- _DATA_
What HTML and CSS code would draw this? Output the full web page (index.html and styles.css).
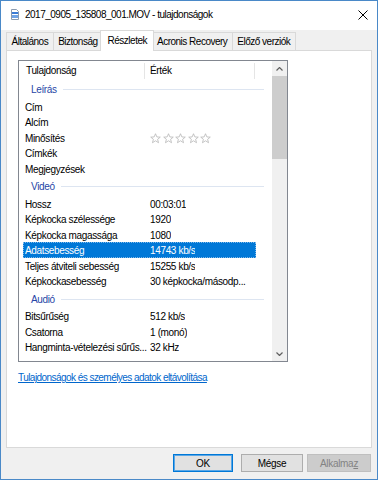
FILE: index.html
```html
<!DOCTYPE html>
<html lang="hu">
<head>
  <meta charset="UTF-8">
  <title>2017_0905_135808_001.MOV - tulajdonságok</title>
  <link rel="stylesheet" href="styles.css">
</head>
<body>
  <div class="window">
    <div class="titlebar">
      <svg class="file-icon" width="8" height="11" viewBox="0 0 8 11">
        <path d="M0.5 0.5 H5.5 L7.5 2.5 V10.5 H0.5 Z" fill="#fff" stroke="#8a9bb0"/>
        <rect x="1" y="3" width="6" height="2" fill="#3a7bd5"/>
        <rect x="1" y="6" width="6" height="3" fill="#6fa3e6"/>
      </svg>
      <span class="title">2017_0905_135808_001.MOV - tulajdonságok</span>
      <svg class="close" width="10" height="10" viewBox="0 0 10 10">
        <path d="M0.5 0.5 L9.5 9.5 M9.5 0.5 L0.5 9.5" stroke="#000" stroke-width="1"/>
      </svg>
    </div>

    <div class="content">
      <div class="tabs">
        <div class="tab">Általános</div>
        <div class="tab">Biztonság</div>
        <div class="tab active">Részletek</div>
        <div class="tab">Acronis Recovery</div>
        <div class="tab">Előző verziók</div>
      </div>

      <div class="panel">
        <div class="listbox">
          <div class="list">
            <div class="header">
              <div class="hcol first">Tulajdonság</div>
              <div class="hcol second">Érték</div>
            </div>
            <div class="rows">
              <div class="group">Leírás</div>
              <div class="row"><span class="k">Cím</span><span class="v"></span></div>
              <div class="row"><span class="k">Alcím</span><span class="v"></span></div>
              <div class="row">
                <span class="k">Minősítés</span>
                <span class="v stars">
                  <svg width="11" height="11" viewBox="0 0 12 12"><path class="star" d="M6 0.8 L7.5 4.3 L11.2 4.5 L8.3 6.9 L9.3 10.6 L6 8.5 L2.7 10.6 L3.7 6.9 L0.8 4.5 L4.5 4.3 Z"/></svg>
                  <svg width="11" height="11" viewBox="0 0 12 12"><path class="star" d="M6 0.8 L7.5 4.3 L11.2 4.5 L8.3 6.9 L9.3 10.6 L6 8.5 L2.7 10.6 L3.7 6.9 L0.8 4.5 L4.5 4.3 Z"/></svg>
                  <svg width="11" height="11" viewBox="0 0 12 12"><path class="star" d="M6 0.8 L7.5 4.3 L11.2 4.5 L8.3 6.9 L9.3 10.6 L6 8.5 L2.7 10.6 L3.7 6.9 L0.8 4.5 L4.5 4.3 Z"/></svg>
                  <svg width="11" height="11" viewBox="0 0 12 12"><path class="star" d="M6 0.8 L7.5 4.3 L11.2 4.5 L8.3 6.9 L9.3 10.6 L6 8.5 L2.7 10.6 L3.7 6.9 L0.8 4.5 L4.5 4.3 Z"/></svg>
                  <svg width="11" height="11" viewBox="0 0 12 12"><path class="star" d="M6 0.8 L7.5 4.3 L11.2 4.5 L8.3 6.9 L9.3 10.6 L6 8.5 L2.7 10.6 L3.7 6.9 L0.8 4.5 L4.5 4.3 Z"/></svg>
                </span>
              </div>
              <div class="row"><span class="k">Címkék</span><span class="v"></span></div>
              <div class="row"><span class="k">Megjegyzések</span><span class="v"></span></div>

              <div class="group">Videó</div>
              <div class="row"><span class="k">Hossz</span><span class="v">00:03:01</span></div>
              <div class="row"><span class="k">Képkocka szélessége</span><span class="v">1920</span></div>
              <div class="row"><span class="k">Képkocka magassága</span><span class="v">1080</span></div>
              <div class="row selected"><span class="k">Adatsebesség</span><span class="v">14743 kb/s</span></div>
              <div class="row"><span class="k">Teljes átviteli sebesség</span><span class="v">15255 kb/s</span></div>
              <div class="row"><span class="k">Képkockasebesség</span><span class="v">30 képkocka/másodp...</span></div>

              <div class="group">Audió</div>
              <div class="row"><span class="k">Bitsűrűség</span><span class="v">512 kb/s</span></div>
              <div class="row"><span class="k">Csatorna</span><span class="v">1 (monó)</span></div>
              <div class="row"><span class="k">Hangminta-vételezési sűrűs...</span><span class="v">32 kHz</span></div>

              <div class="group">Média</div>
            </div>
          </div>
          <div class="scrollbar">
            <div class="sb-btn">
              <svg width="7" height="4" viewBox="0 0 7 4"><path d="M0.5 3.5 L3.5 0.5 L6.5 3.5" fill="none" stroke="#606060" stroke-width="1.2"/></svg>
            </div>
            <div class="track"><div class="thumb"></div></div>
            <div class="sb-btn">
              <svg width="7" height="4" viewBox="0 0 7 4"><path d="M0.5 0.5 L3.5 3.5 L6.5 0.5" fill="none" stroke="#606060" stroke-width="1.2"/></svg>
            </div>
          </div>
        </div>
        <a class="link" href="#">Tulajdonságok és személyes adatok eltávolítása</a>
      </div>

      <div class="buttons">
        <button class="btn default">OK</button>
        <button class="btn cancel">Mégse</button>
        <button class="btn disabled">Alkalma<u>z</u></button>
      </div>
    </div>
  </div>
</body>
</html>
```

FILE: styles.css
```css
* { box-sizing: border-box; }
body {
  margin: 0;
  font-family: "Liberation Sans", Arial, sans-serif;
  font-size: 10px;
  color: #000;
  background: #fff;
}
.window {
  width: 378px;
  height: 480px;
  border: 1px solid #4a89c8;
  background: #f0f0f0;
  display: flex;
  flex-direction: column;
}
.titlebar {
  height: 29px;
  background: #fff;
  display: flex;
  align-items: center;
  padding: 0 9px 2px 10px;
}
.file-icon { margin-right: 6px; }
.title {
  flex: 1;
  letter-spacing: -0.5px;
}
.content {
  flex: 1;
  padding: 0 5px;
}
.tabs {
  display: flex;
  align-items: flex-end;
  height: 20px;
}
.tab {
  height: 18px;
  line-height: 17px;
  padding: 0 4.5px;
  margin-left: -1px;
  border: 1px solid #d9d9d9;
  border-bottom: none;
  background: #f0f0f0;
  letter-spacing: -0.5px;
  white-space: nowrap;
}
.tab:first-child { margin-left: 0; }
.tab.active {
  position: relative;
  z-index: 1;
  height: 21px;
  line-height: 19px;
  margin: 0 -2px -1px -3px;
  padding: 0 6.5px;
  background: #fff;
}
.panel {
  height: 398px;
  background: #fff;
  border: 1px solid #d9d9d9;
  padding: 9px 0 0 11px;
}
.listbox {
  width: 270px;
  height: 302px;
  border: 1px solid #828790;
  display: flex;
}
.list {
  flex: 1;
  display: flex;
  flex-direction: column;
  overflow: hidden;
  letter-spacing: -0.35px;
}
.header {
  height: 18px;
  flex-shrink: 0;
  display: flex;
  align-items: center;
  padding-top: 2px;
}
.hcol {
  height: 16px;
  line-height: 16px;
  border-right: 1px solid #e5e5e5;
}
.hcol.first { width: 126px; padding-left: 7px; }
.hcol.second { width: 110px; padding-left: 5px; }
.rows {
  flex: 1;
  overflow: hidden;
}
.group {
  height: 19.5px;
  display: flex;
  align-items: center;
  padding: 2px 8px 0 12px;
  color: #2645a6;
}
.group::after {
  content: "";
  flex: 1;
  height: 1px;
  margin-left: 6px;
  background: #dde5f1;
}
.row {
  height: 15.5px;
  display: flex;
  align-items: center;
  padding-top: 2px;
  white-space: nowrap;
}
.row .k {
  width: 126px;
  flex-shrink: 0;
  padding-left: 6px;
}
.row .v {
  padding-left: 5px;
  overflow: hidden;
}
.row.selected {
  margin: 0 16px 0 4px;
  background: #0078d7;
  color: #fff;
  outline: 1px dotted #7fb8e8;
  outline-offset: -1px;
}
.row.selected .k {
  width: 122px;
  padding-left: 2px;
}
.stars {
  display: flex;
  gap: 1.5px;
}
.star {
  fill: none;
  stroke: #b9b9b9;
  stroke-width: 0.9;
}
.scrollbar {
  width: 15px;
  background: #f0f0f0;
  display: flex;
  flex-direction: column;
}
.sb-btn {
  height: 15px;
  display: flex;
  align-items: center;
  justify-content: center;
}
.track { flex: 1; }
.thumb {
  height: 83px;
  background: #cdcdcd;
}
.link {
  display: inline-block;
  margin-top: 10px;
  color: #0066cc;
  text-decoration: underline;
  letter-spacing: -0.55px;
}
.buttons {
  display: flex;
  justify-content: flex-end;
  margin-top: 6px;
  padding-right: 1px;
}
.btn {
  height: 18px;
  padding: 0;
  font-family: inherit;
  font-size: 10px;
  letter-spacing: -0.3px;
  border: 1px solid #adadad;
  background: #e1e1e1;
  color: #000;
}
.btn.default {
  width: 60px;
  border-color: #0078d7;
  box-shadow: inset 0 0 0 1px #5aa7e6;
}
.btn.cancel {
  width: 62px;
  margin-left: 8px;
}
.btn.disabled {
  width: 64px;
  margin-left: 4px;
  background: #cccccc;
  border-color: #bfbfbf;
  color: #838383;
}
```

- _DIRECTIVE_
From the data above, show each line that contains "styles".

- _WRITTEN RESPONSE_
What HTML and CSS code would draw this? Output the full web page (index.html and styles.css).
  <link rel="stylesheet" href="styles.css">
FILE: styles.css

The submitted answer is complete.